Giuseppe Artuso
- Born: 14 November 1956 (age 69) Reggio Calabria, Italy

Rugby union career
- Position: Flanker

Senior career
- Years: Team / Apps / (Points)
- 1976-1977: Reggio Calabria
- 1977-1996: Petrarca Rugby

International career
- Years: Team / Apps / (Points)
- 1977-1987: Italy / 7 / (0)

Coaching career
- Years: Team
- 2003-06: Petrarca Rugby(youth team)
- 2006-: Petrarca Rugby
- 2006-09: C.I.V.-F.I.R. (under-18)
- 2009-10: Roccia
- 2010-14: Petrarca Rugby (under-18)

= Giuseppe Artuso =

Italy international rugby union player

Giuseppe Artuso (born 14 November 1956 in Reggio Calabria), is a former Italian rugby union player and currently, coach.
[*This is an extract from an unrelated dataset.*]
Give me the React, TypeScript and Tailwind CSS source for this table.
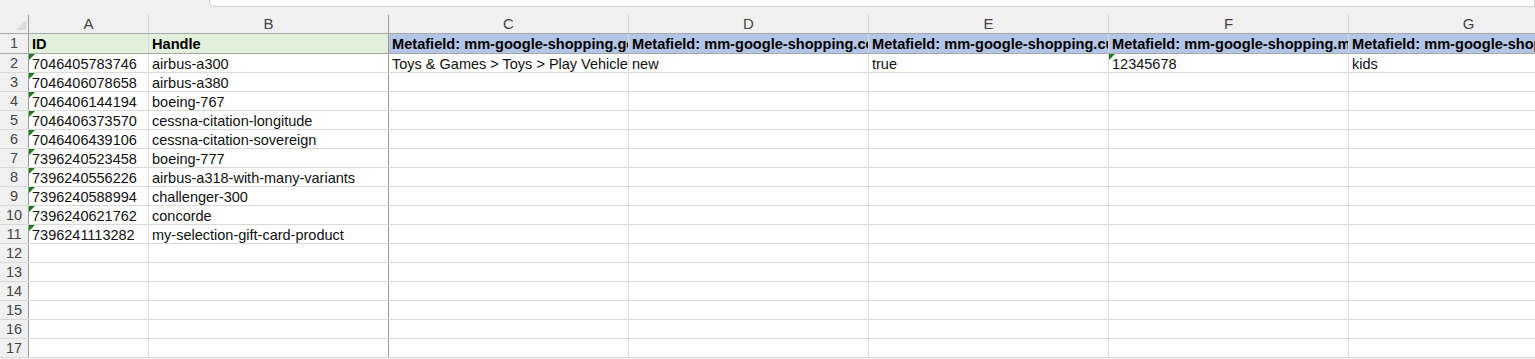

He played as a flanker.

==Biography==
Hailing from Calabria, Artuso played for all of his rugby career for Petrarca, club from Padua where he achieved several player successes and which he also coached and managed.

In the 1980s, Artuso was among the protagonists of the squad which won five scudetti, four of which were consecutive from 1984 to 1987, the first with Lucio Boccaletto as coach, the other three with Vittorio Munari in the club's bench.

He debuted in the national team during the 1977-78 FIRA Trophy at Warsaw, against Poland and took part to FIRA tournaments until 1987; his last cap for the Azzurri, as flanker, was on 22 May 1987, at Auckland, in the inaugural match of the 1987 Rugby World Cup against the All Blacks.

==Coach and director==
As coach, Artuso first led the Petrarca youth team, and then, the main team (2001–05).
After a season as assistant manager, he went to the federal tiers: he was in charge of the youth rugby development and coached the Under-16 of Padua and Vicenza province teams and FIR Triveneto Interregional Committee.

Between 2009 and 2014, he coached the main team of Roccia, from Padua Province.

From the 2015–16, he coaches the Petrarca Rugby Under 18 team.